**INSTRUCTION**: Using the data beneath, show every line that includes the word "styles".

**MATERIAL PROVIDED**:
○ ○ ○
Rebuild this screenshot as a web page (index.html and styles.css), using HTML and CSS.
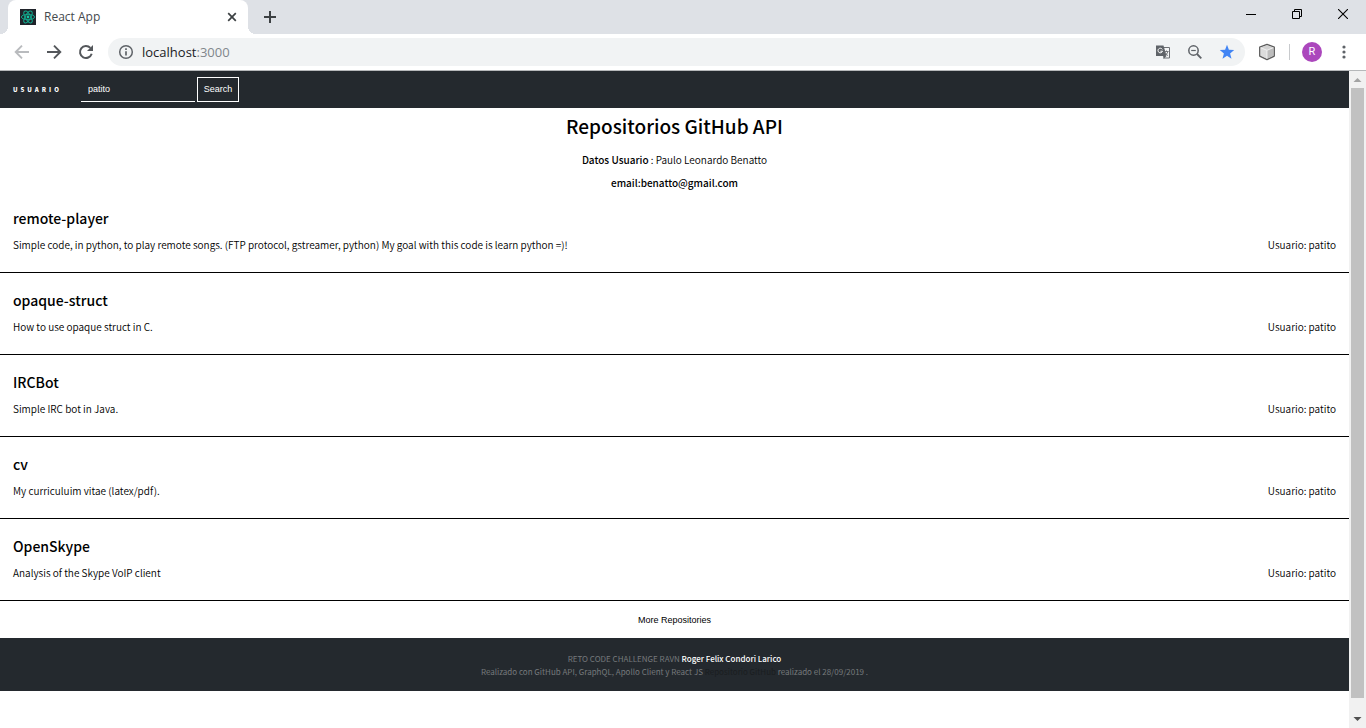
FILE: index.html
```html
<!DOCTYPE html>
<html lang="es">
<head>
<meta charset="utf-8">
<title>React App</title>
<link rel="stylesheet" href="styles.css">
</head>
<body>
<div class="browser">
  <div class="tab-strip">
    <div class="tab">
      <svg class="favicon" width="16" height="16" viewBox="0 0 16 16"><rect width="16" height="16" fill="#20232a"/><g fill="none" stroke="#12a88c" stroke-width="1"><ellipse cx="8" cy="8" rx="6.6" ry="2.7"/><ellipse cx="8" cy="8" rx="6.6" ry="2.7" transform="rotate(60 8 8)"/><ellipse cx="8" cy="8" rx="6.6" ry="2.7" transform="rotate(120 8 8)"/></g><circle cx="8" cy="8" r="1.4" fill="#14c9a5"/></svg>
      <span class="tab-title">React App</span>
      <button class="icon-button" aria-label="Close tab"><svg width="10" height="10" viewBox="0 0 10 10"><path d="M1.2 1.2l7.6 7.6M8.8 1.2L1.2 8.8" stroke="#3c4043" stroke-width="1.7"/></svg></button>
    </div>
    <button class="icon-button new-tab" aria-label="New tab"><svg width="12" height="12" viewBox="0 0 12 12"><path d="M6 0v12M0 6h12" stroke="#3c4043" stroke-width="2"/></svg></button>
    <div class="window-controls">
      <button class="icon-button" aria-label="Minimize"><svg width="10" height="10" viewBox="0 0 10 10"><path d="M0 5.5h10" stroke="#000"/></svg></button>
      <button class="icon-button" aria-label="Restore"><svg width="10" height="10" viewBox="0 0 10 10"><path d="M.5 2.5h7v7h-7zM2.5 2.5v-2h7v7h-2" fill="none" stroke="#000"/></svg></button>
      <button class="icon-button" aria-label="Close"><svg width="10" height="10" viewBox="0 0 10 10"><path d="M0 0l10 10M10 0L0 10" stroke="#000" stroke-width="1.1"/></svg></button>
    </div>
  </div>
  <div class="toolbar">
    <div class="nav-buttons">
      <button class="icon-button" aria-label="Back"><svg width="16" height="16" viewBox="0 0 16 16"><path d="M15 8H2.5M8 1.7L1.7 8 8 14.3" fill="none" stroke="#b9bbbe" stroke-width="1.9"/></svg></button>
      <button class="icon-button" aria-label="Forward"><svg width="16" height="16" viewBox="0 0 16 16"><path d="M1 8h12.500M8 1.700L14.300 8 8 14.300" fill="none" stroke="#54575b" stroke-width="1.900"/></svg></button>
      <button class="icon-button" aria-label="Reload"><svg width="16" height="16" viewBox="0 0 16 16"><path d="M13.700 9.800A6 6 0 1 1 12.400 3.900" fill="none" stroke="#54575b" stroke-width="2"/><path d="M15 1v6H9z" fill="#54575b"/></svg></button>
    </div>
    <div class="omnibox">
      <svg width="16" height="16" viewBox="0 0 16 16"><circle cx="8" cy="8" r="6.300" fill="none" stroke="#5f6368" stroke-width="1.500"/><path d="M8 7.200v4.300M8 4.300v1.700" stroke="#5f6368" stroke-width="1.700"/></svg>
      <span class="address">localhost<span class="port">:3000</span></span>
      <button class="icon-button" aria-label="Translate"><svg width="16" height="16" viewBox="0 0 16 16"><path d="M7 3.500h7.500v10.500H8" fill="#f4f5f6" stroke="#6d7074" stroke-width="1"/><path d="M1 1.500h7.500L11.500 12H1z" fill="#5f6368"/><path d="M7.300 5.400A2.300 2.300 0 1 0 7.500 7.200H5.400" fill="none" stroke="#fff" stroke-width="1"/><path d="M9.500 7.500h4M11.500 6.500v1M13 7.500q-.7 2.300-3 4.500M10.300 8.500q1 2 2.800 3.300" stroke="#6d7074" fill="none" stroke-width=".9"/><path d="M8 12h3.500L9 14.500z" fill="#5f6368"/></svg></button>
      <button class="icon-button" aria-label="Zoom"><svg width="16" height="16" viewBox="0 0 16 16"><circle cx="6.500" cy="6.500" r="4.700" fill="none" stroke="#5f6368" stroke-width="1.500"/><path d="M10 10l4.300 4.300" stroke="#5f6368" stroke-width="1.800"/><path d="M4.200 6.500h4.600" stroke="#5f6368" stroke-width="1.200"/></svg></button>
      <button class="icon-button" aria-label="Bookmark"><svg width="16" height="16" viewBox="0 0 16 16"><path d="M8 .8l1.900 5 5.300.3-4.100 3.400 1.400 5.300L8 11.800l-4.500 3 1.400-5.300L.8 6.100l5.300-.3z" fill="#4285f4"/></svg></button>
    </div>
    <button class="icon-button" aria-label="Extension"><svg width="18" height="18" viewBox="0 0 18 18"><path d="M9 1.300l7.300 2.800v9L9 16.700l-7.300-3.600v-9z" fill="#d8d8d8" stroke="#5c5c5c" stroke-width="1.300" stroke-linejoin="round"/><path d="M2.700 4.700L9 7.300v8.400l-6.300-3.200z" fill="#dcdcdc"/><path d="M9 7.300l6.300-2.600v7.800L9 15.700z" fill="#bdbdbd"/><path d="M2.700 4.500L9 2.200l6.300 2.300L9 7z" fill="#d2d2d2"/><path d="M2.700 4.700L9 7.300v8M9 7.300l6.300-2.600" fill="none" stroke="#f6f6f6" stroke-width=".8"/></svg></button>
    <span class="divider"></span>
    <button class="avatar" aria-label="Profile">R</button>
    <button class="icon-button" aria-label="Menu"><svg width="4" height="16" viewBox="0 0 4 16"><g fill="#5f6368"><circle cx="2" cy="3" r="1.600"/><circle cx="2" cy="8" r="1.600"/><circle cx="2" cy="13" r="1.600"/></g></svg></button>
  </div>
</div>
<div class="viewport">
  <div class="page">
    <form class="search-bar">
      <label class="search-label" for="user">USUARIO</label>
      <input class="search-input" id="user" type="text" value="patito">
      <button class="search-button" type="button">Search</button>
    </form>
    <main>
      <header class="intro">
        <h1 class="intro-title">Repositorios GitHub API</h1>
        <p class="intro-line"><b class="strong">Datos Usuario</b> : Paulo Leonardo Benatto</p>
        <p class="intro-line strong">email:benatto@gmail.com</p>
      </header>
      <article class="repo"><h2 class="repo-name">remote-player</h2><div class="repo-info"><p>Simple code, in python, to play remote songs. (FTP protocol, gstreamer, python) My goal with this code is learn python =)!</p><p>Usuario: patito</p></div></article>
      <article class="repo"><h2 class="repo-name">opaque-struct</h2><div class="repo-info"><p>How to use opaque struct in C.</p><p>Usuario: patito</p></div></article>
      <article class="repo"><h2 class="repo-name">IRCBot</h2><div class="repo-info"><p>Simple IRC bot in Java.</p><p>Usuario: patito</p></div></article>
      <article class="repo"><h2 class="repo-name">cv</h2><div class="repo-info"><p>My curriculuim vitae (latex/pdf).</p><p>Usuario: patito</p></div></article>
      <article class="repo"><h2 class="repo-name">OpenSkype</h2><div class="repo-info"><p>Analysis of the Skype VoIP client</p><p>Usuario: patito</p></div></article>
      <button class="more">More Repositories</button>
    </main>
    <footer class="footer">
      <p>RETO CODE CHALLENGE RAVN <a class="author" href="#">Roger Felix Condori Larico</a></p>
      <p>Realizado con GitHub API, GraphQL, Apollo Client y React JS <a class="source" href="#">Repositorio GitHub</a> realizado el 28/09/2019 .</p>
    </footer>
  </div>
  <div class="scrollbar">
    <svg width="17" height="17" viewBox="0 0 17 17"><path d="M4.500 11h8l-4-4z" fill="#a3a3a3"/></svg>
    <div class="thumb"></div>
    <svg class="scroll-down" width="17" height="17" viewBox="0 0 17 17"><path d="M4.500 6h8l-4 4z" fill="#505050"/></svg>
  </div>
</div>
</body>
</html>
```
FILE: styles.css
```css
* { box-sizing: border-box; }
body {
  margin: 0;
  height: 100vh;
  display: flex;
  flex-direction: column;
  overflow: hidden;
  background: #fff;
  color: #000;
  font: 350 10px/16px "Noto Sans CJK JP", sans-serif;
}
h1, h2, p { margin: 0; }
button { font: inherit; cursor: pointer; }
svg { display: block; flex: none; }
.icon-button { display: flex; padding: 0; border: 0; background: none; }

.browser { flex: none; font-family: "Open Sans", sans-serif; font-weight: 400; }
.tab-strip {
  display: flex;
  align-items: center;
  height: 34px;
  padding-left: 8px;
  background: #dee1e6;
}
.tab {
  position: relative;
  display: flex;
  align-items: center;
  gap: 8px;
  width: 240px;
  height: 34px;
  padding: 0 11px 0 12px;
  border-radius: 8px 8px 0 0;
  background: #fff;
}
.tab::before, .tab::after {
  content: "";
  position: absolute;
  bottom: 0;
  width: 8px;
  height: 8px;
}
.tab::before { left: -8px; background: radial-gradient(circle at 0 0, #dee1e6 8px, #fff 8px); }
.tab::after { right: -8px; background: radial-gradient(circle at 100% 0, #dee1e6 8px, #fff 8px); }
.tab-title { flex: 1; font-size: 12px; color: #45494d; }
.new-tab { margin-left: 16px; }
.window-controls { display: flex; gap: 36px; margin: 0 18px 6px auto; }
.toolbar {
  display: flex;
  align-items: center;
  height: 37px;
  padding-right: 20px;
  border-bottom: 1px solid #b6b8ba;
}
.nav-buttons { display: flex; gap: 16px; padding: 0 14px; }
.omnibox {
  flex: 1;
  display: flex;
  align-items: center;
  gap: 16px;
  height: 28px;
  margin-right: 13px;
  padding: 0 10px;
  border-radius: 14px;
  background: #f1f3f4;
}
.address { flex: 1; margin-left: -8px; font-size: 13px; color: #202124; }
.port { color: #80868b; }
.divider { width: 1px; height: 16px; margin: 0 12px 0 13px; background: #c8cacd; }
.avatar {
  width: 20px;
  height: 20px;
  margin-right: 20px;
  padding: 0;
  border: 0;
  border-radius: 50%;
  background: #ab47bc;
  color: #fff;
  font: 11px/20px Roboto, sans-serif;
}

.viewport { flex: 1; display: flex; min-height: 0; }
.page { flex: 1; overflow: hidden; }
.scrollbar { display: flex; flex-direction: column; width: 17px; background: #f1f1f1; }
.thumb { flex: 1; margin: 0 2px 13px; background: #c1c1c1; }

.search-bar {
  display: flex;
  align-items: center;
  height: 37px;
  padding: 0 13px;
  background: #24292e;
  color: #fff;
}
.search-label { width: 68px; font-size: 6px; font-weight: 900; letter-spacing: 3px; }
.search-input {
  width: 114px;
  height: 25px;
  margin-right: 2px;
  padding: 0 7px;
  border: 0;
  border-bottom: 1px solid #fff;
  background: none;
  color: #fff;
  font: 9px "Liberation Sans", Arial, sans-serif;
}
.search-button {
  width: 42px;
  height: 25px;
  padding: 0 0 2px;
  border: 1px solid #fff;
  background: none;
  color: #fff;
  font: 9px "Liberation Sans", Arial, sans-serif;
}

.intro { padding: 4px 13px 0; text-align: center; }
.intro-title { margin-bottom: 12px; font-size: 19px; line-height: 28px; font-weight: 500; }
.intro-line + .intro-line { margin-top: 7px; }
.strong { font-weight: 500; }
.repo { height: 82px; padding: 16px 13px 0; border-bottom: 1px solid #000; }
.repo-name { margin-bottom: 8px; font-size: 14px; line-height: 22px; font-weight: 500; }
.repo-info { display: flex; justify-content: space-between; gap: 16px; }
.more {
  display: block;
  width: 100%;
  height: 37px;
  padding: 0;
  border: 0;
  background: none;
  font: 9px "Liberation Sans", Arial, sans-serif;
}
.footer {
  padding: 14px 13px 13px;
  background: #24292e;
  color: #76797c;
  text-align: center;
  font-size: 8px;
  line-height: 13px;
  font-weight: 400;
}
.footer a { text-decoration: none; }
.author { color: #fff; font-weight: 500; }
.source { color: #1a1d20; }
```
○ ○ ○
**COMPLETE OUTPUT**:
Rebuild this screenshot as a web page (index.html and styles.css), using HTML and CSS.
<link rel="stylesheet" href="styles.css">
FILE: styles.css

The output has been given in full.